‘Türkiye toplumuna barışı layık görmüyor’

  • 12:50 8 Eylül 2018
  • Güncel
HABER MERKEZİ - HDP’li Serpil Kemalbay, HDP eski Eş Genel Başkanı Selahattin Demirtaş ve eski milletvekili Sırrı Süreyya Önder’e verilen hapis cezasına tepki göstererek, “Bu cezanın amacı halkların barışını baltalamaktır” dedi. HDP İzmir İl Eşbaşkanı  Semra Uzunok ise, kararı “Türkiye toplumuna barışı layık görmüyor” şeklinde nitelendirdi. 
 
Halkların Demokratik Partisi (HDP) il örgütleri, önceki dönem Eş Genel Başkanları Selahattin Demirtaş ve İmralı Heyeti üyesi Sırrı Süreyya Önder’e verilen hapis cezasını Diyarbakır, İstanbul, Ankara, İzmir, Adana ve Van başta olmak üzere birçok kentte eş zamanlı olarak yaptıkları basın açıklamalarıyla protesto etti. 
 
Eylemlerin merkezlerinden biri olan İzmir Alsancak’ta yapılan açıklamaya çok sayıda HDP’li katıldı. Türkan Saylan Kültür Merkezi önündeki açıklamada “Adalet barışla gelecek” pankartı taşınarak “Barış isteyen vekilime dokunma” sloganı atıldı.
 
‘Amaç tecridi derinleştirmek’
 
Açıklamadan önce konuşan HDP İzmir Milletvekili Serpil Kemalbay, HDP’nin barış, demokrasi ve özgürlük mücadelesini yürüttüğünü belirterek, verilen kararların siyasi olduğunu kaydetti. İktidarın Türkiye’yi uçurumun kenarına sürüklediğini dile getiren Serpil, “Bu cezanın amacı barışı önlemek tecridi ağırlaştırmak, zindanları daha fazla doldurmak, Türkiye’yi daha fazla ekonomik krize itmektir.
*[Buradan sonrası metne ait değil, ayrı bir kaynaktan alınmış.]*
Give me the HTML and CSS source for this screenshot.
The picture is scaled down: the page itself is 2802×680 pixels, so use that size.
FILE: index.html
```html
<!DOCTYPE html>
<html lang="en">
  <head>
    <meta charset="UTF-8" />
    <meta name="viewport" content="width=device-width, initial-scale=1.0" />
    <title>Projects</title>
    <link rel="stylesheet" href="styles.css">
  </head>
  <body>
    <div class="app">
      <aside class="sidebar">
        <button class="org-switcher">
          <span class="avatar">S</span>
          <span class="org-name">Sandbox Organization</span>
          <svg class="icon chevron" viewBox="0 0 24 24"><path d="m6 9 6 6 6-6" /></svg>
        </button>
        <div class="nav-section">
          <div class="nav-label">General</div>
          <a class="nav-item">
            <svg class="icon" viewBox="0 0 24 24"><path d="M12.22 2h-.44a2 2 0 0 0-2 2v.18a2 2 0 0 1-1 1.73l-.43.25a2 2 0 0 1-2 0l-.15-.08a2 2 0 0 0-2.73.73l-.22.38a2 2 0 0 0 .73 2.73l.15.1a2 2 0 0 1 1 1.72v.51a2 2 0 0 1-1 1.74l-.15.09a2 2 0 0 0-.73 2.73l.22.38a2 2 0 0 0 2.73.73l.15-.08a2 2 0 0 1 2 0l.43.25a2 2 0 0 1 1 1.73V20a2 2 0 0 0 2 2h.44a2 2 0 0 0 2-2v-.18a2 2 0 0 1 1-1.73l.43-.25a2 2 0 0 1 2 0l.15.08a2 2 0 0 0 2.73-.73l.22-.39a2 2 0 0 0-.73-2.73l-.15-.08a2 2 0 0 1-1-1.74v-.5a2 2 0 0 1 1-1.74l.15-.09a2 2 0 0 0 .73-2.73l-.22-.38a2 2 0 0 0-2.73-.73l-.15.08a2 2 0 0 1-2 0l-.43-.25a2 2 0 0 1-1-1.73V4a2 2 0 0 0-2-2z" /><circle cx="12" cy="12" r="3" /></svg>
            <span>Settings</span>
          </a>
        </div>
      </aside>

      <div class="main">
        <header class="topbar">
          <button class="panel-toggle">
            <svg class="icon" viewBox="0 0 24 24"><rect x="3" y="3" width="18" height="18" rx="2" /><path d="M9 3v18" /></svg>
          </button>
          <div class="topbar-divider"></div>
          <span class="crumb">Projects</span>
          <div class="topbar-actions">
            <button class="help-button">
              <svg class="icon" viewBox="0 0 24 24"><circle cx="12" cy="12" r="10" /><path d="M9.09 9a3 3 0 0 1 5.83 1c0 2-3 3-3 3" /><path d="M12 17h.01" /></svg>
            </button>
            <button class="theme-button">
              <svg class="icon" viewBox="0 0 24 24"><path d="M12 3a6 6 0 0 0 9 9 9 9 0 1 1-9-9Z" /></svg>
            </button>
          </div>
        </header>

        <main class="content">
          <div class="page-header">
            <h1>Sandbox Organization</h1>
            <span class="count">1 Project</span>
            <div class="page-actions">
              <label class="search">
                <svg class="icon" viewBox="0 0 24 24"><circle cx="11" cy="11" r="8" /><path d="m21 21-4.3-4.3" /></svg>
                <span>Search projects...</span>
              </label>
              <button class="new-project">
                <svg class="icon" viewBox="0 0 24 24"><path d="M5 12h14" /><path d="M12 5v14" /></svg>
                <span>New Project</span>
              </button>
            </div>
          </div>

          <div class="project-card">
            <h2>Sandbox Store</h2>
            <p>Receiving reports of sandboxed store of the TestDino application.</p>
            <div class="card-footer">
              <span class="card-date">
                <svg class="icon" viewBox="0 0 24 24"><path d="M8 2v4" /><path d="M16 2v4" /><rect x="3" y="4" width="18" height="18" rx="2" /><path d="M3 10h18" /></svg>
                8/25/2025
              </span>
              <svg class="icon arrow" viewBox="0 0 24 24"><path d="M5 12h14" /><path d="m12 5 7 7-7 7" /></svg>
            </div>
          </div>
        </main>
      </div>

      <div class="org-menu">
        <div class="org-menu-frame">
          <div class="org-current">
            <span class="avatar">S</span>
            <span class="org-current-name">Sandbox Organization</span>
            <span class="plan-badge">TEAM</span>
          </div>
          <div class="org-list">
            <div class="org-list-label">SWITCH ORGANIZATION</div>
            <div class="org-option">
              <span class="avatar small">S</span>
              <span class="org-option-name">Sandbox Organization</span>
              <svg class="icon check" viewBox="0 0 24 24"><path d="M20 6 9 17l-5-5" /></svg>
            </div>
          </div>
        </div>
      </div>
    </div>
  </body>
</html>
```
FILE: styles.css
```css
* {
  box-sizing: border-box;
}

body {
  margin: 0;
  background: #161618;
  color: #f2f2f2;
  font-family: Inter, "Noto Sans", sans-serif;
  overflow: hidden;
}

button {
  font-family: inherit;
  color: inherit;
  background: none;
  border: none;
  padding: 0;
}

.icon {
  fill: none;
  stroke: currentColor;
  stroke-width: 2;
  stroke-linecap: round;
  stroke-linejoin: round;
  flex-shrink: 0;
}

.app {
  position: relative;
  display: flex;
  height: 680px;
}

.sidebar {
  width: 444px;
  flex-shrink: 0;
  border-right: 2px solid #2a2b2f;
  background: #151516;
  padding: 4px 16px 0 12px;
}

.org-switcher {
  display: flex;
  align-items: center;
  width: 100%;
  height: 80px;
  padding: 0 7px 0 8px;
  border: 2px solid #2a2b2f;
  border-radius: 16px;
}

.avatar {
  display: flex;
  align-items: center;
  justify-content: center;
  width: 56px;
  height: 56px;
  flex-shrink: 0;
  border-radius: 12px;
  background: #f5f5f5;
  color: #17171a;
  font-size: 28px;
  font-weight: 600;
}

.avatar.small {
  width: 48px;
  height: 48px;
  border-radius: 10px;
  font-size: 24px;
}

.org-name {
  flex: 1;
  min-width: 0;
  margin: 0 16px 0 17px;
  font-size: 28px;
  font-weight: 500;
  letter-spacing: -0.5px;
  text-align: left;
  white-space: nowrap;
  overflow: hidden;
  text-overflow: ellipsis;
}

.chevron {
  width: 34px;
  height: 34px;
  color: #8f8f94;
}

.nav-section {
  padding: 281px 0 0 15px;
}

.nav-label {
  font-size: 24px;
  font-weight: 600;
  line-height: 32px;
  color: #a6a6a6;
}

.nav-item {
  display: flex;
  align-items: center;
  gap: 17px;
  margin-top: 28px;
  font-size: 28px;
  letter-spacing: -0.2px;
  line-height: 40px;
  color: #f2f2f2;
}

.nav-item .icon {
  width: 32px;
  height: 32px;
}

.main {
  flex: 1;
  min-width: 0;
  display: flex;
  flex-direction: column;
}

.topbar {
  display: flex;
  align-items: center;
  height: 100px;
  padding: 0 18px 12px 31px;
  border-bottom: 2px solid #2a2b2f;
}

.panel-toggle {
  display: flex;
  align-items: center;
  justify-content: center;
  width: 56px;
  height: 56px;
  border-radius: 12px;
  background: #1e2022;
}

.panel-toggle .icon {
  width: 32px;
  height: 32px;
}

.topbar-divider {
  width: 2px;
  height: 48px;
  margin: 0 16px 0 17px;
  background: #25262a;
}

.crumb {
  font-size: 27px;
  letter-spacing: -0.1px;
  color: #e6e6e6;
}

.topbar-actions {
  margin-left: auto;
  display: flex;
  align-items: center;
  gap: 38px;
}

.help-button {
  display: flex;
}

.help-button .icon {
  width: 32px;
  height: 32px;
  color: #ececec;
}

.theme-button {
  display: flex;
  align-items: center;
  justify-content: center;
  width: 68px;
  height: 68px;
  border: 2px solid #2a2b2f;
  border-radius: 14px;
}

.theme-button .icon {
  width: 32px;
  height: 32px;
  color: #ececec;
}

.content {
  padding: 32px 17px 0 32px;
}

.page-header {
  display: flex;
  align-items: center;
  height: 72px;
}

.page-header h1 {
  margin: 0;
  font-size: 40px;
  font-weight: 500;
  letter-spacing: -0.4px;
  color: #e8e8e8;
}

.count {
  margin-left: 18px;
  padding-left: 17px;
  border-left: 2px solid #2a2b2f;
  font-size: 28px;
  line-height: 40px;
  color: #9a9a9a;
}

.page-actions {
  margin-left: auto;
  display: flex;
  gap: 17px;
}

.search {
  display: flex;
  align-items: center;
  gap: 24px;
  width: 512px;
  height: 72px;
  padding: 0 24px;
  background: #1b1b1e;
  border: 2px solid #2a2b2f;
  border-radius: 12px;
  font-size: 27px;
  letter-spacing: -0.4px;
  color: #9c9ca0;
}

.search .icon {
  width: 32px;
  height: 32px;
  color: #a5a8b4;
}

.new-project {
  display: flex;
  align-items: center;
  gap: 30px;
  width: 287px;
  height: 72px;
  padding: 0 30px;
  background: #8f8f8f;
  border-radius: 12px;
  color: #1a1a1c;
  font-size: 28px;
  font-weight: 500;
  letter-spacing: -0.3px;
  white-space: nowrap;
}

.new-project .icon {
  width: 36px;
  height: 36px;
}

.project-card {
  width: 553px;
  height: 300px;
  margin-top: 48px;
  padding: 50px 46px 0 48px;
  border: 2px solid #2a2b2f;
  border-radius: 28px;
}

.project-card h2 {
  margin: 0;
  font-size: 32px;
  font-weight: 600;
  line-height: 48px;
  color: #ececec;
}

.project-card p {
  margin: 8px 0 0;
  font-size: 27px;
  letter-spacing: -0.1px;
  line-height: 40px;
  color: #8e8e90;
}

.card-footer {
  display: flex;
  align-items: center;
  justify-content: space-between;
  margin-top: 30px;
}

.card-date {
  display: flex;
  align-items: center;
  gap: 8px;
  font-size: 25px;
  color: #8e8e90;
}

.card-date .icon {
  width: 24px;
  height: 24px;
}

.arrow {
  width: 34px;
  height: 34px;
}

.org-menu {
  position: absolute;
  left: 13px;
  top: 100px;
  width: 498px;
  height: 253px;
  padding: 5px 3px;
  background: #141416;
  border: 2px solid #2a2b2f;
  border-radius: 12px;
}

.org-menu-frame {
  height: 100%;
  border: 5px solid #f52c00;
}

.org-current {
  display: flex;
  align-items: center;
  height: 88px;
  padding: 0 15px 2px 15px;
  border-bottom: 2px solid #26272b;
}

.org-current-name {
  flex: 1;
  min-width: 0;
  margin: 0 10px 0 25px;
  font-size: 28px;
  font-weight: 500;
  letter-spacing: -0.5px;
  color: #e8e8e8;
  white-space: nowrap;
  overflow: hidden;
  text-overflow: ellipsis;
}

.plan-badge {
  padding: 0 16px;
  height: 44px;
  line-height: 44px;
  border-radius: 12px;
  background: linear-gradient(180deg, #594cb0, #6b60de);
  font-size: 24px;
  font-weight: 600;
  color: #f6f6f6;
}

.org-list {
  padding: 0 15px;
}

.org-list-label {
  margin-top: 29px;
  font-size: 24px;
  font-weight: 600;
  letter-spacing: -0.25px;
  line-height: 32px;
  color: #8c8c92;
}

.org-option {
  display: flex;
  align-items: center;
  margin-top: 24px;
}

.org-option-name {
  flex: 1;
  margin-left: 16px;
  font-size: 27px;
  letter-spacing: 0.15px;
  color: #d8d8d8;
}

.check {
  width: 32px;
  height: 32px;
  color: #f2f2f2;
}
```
Halkların barışını baltalamaktır. Biz HDP olarak barış mücadelesini demokrasi mücadelesini faşizme karşı yükseltmeye devam edeceğiz. Verilen bu hukuksuz cezalar adaletin felç olduğu Türkiye’nin demokrasiden hızla uzaklaştığı faşizmle yönetildiği bu dönemde bize düşen görevlerin de arttığını gösteriyor. Tecridin kaldırılması halkların bir arada yaşaması için özgür bir Türkiye’nin yaratılması için el birliği ile mücadeleyi ileri taşıyacağız” dedi.
 
‘Hükümet halklara barışı layık görmüyor’
 
Ardından açıklamayı okuyan HDP İzmir İl Eşbaşkanı Semra Uzunok, “Suriye’deki savaşta, çetelerin yoğunlaştığı alanlarda ‘çatışmasızlık, ateşkes’ gibi arayışlara giren AKP-MHP koalisyonu Kürt halkına, Türkiye toplumuna barışı layık görmüyor. İktidar bu kararla toplumun barış arayışını ve umudunu yıkmayı, ortadan kaldırmayı hedefliyor. Aynı zamanda Meclis’ten çıkarılan ve çözüm sürecinin aktörlerine güvence veren ‘çözüm ve müzakere çerçeve yasasını’ da çiğniyor. Bütün bu süreçlerde üzerine düşen sorumlulukları yerine getiren vekillerimizin, arkadaşlarımızın şimdi cezalandırılması, bir kez daha bu ülkenin barışa olan özlemini dinamitlenmiyor mu?” diye sordu.
 
‘Umudu büyütmekten geri adım atmayacağız’
 
Barışın, iktidarlardan, seçimlerden ve dönemsel siyasi manevralardan daha önemli olduğunu ifade eden Semra, şöyle devam etti: “Er ya da geç bu toplumun su ve ekmek kadar hayati derecede ihtiyacı olan barış gerçekleşecek, bu süreçte topluma karşı sorumluluğu yerine getirmeyenler, tarih ve toplum huzurunda mahkum ve mahcup olacaktır. Bu mahkeme heyetinin Türkiye’nin imzalamış olduğu uluslararası demokratik sözleşmelerle de, Anayasa’nın 90. Maddesi ile de, Avrupa İnsan Hakları Sözleşmesi ve Avrupa İnsan Hakları Mahkemesi’nin içtihatları ile de bir ilgisi yoktur. Ortadoğu coğrafyası ve Türkiye, savaş isteyen iktidarların siyasi mezarlığıdır ve bugün bu kararın verilmesi için çabalayanlar da layık oldukları yeri alacaktır. İmralı’daki çözüm ve müzakere sürecini savunmaktan, barış umudunu büyütmekten tek bir geri adım atmayacağız.”